— start of INPUT MATERIAL —
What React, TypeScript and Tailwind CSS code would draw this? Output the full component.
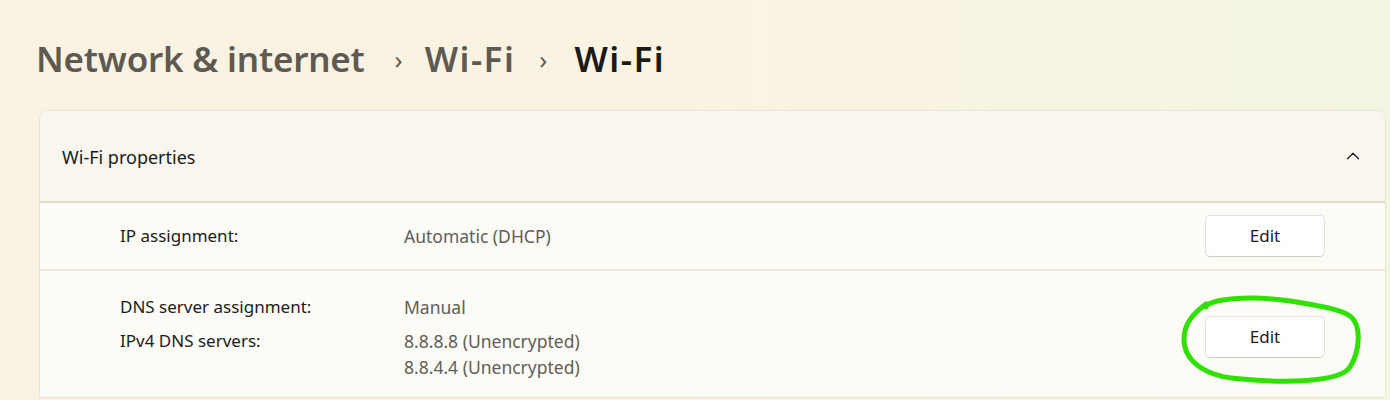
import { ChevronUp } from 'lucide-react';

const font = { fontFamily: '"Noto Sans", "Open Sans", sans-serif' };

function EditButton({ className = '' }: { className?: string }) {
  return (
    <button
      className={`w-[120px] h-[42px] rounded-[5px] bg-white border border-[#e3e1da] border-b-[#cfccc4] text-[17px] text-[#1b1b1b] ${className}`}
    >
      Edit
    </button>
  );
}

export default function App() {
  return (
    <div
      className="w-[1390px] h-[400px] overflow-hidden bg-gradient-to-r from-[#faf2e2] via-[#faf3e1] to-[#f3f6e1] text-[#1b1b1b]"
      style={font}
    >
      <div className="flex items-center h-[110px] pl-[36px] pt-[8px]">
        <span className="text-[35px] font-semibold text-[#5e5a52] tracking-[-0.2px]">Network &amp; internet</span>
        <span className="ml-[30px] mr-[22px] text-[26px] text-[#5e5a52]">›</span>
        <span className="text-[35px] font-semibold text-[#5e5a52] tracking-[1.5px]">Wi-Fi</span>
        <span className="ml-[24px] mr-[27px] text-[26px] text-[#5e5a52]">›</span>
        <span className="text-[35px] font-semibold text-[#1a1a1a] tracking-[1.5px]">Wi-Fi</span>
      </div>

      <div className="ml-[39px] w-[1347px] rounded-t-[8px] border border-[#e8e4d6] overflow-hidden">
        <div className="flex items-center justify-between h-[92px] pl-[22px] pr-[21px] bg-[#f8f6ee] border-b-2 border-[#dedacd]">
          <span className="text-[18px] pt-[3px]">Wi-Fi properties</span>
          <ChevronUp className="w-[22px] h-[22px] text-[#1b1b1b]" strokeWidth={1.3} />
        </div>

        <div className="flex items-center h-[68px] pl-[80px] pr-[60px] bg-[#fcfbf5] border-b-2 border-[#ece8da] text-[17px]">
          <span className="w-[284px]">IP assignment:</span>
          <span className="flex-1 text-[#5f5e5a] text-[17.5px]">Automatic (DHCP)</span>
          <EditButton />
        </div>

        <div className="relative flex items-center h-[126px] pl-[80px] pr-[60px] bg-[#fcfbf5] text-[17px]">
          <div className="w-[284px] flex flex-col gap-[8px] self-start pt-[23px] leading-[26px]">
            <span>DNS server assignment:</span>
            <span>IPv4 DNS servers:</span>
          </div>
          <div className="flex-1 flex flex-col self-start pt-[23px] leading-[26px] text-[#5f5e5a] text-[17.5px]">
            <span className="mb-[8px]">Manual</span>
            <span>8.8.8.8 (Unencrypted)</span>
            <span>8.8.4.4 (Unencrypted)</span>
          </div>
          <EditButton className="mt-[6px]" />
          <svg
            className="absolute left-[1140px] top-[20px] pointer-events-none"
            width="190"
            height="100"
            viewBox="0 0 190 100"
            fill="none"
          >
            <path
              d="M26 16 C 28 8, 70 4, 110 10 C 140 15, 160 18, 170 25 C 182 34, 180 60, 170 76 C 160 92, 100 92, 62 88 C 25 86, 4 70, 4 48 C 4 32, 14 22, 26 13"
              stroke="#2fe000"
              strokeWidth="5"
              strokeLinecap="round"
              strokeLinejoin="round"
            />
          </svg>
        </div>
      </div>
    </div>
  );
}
— end of INPUT MATERIAL —
— start of INPUT MATERIAL —
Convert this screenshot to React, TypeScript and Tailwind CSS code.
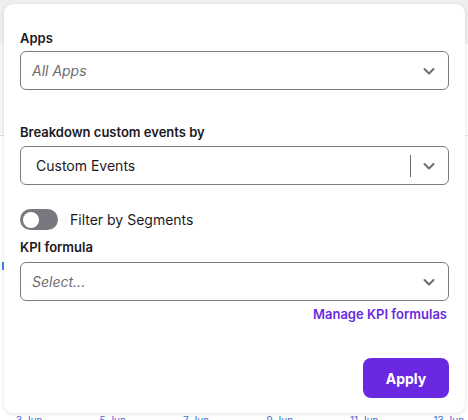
— end of INPUT MATERIAL —
[TASK OBJECTIVE]
Go through the material and select each line with the string "TypeScript" in it.

[RESULT OF THE TASK]
What React, TypeScript and Tailwind CSS code would draw this? Output the full component.
Convert this screenshot to React, TypeScript and Tailwind CSS code.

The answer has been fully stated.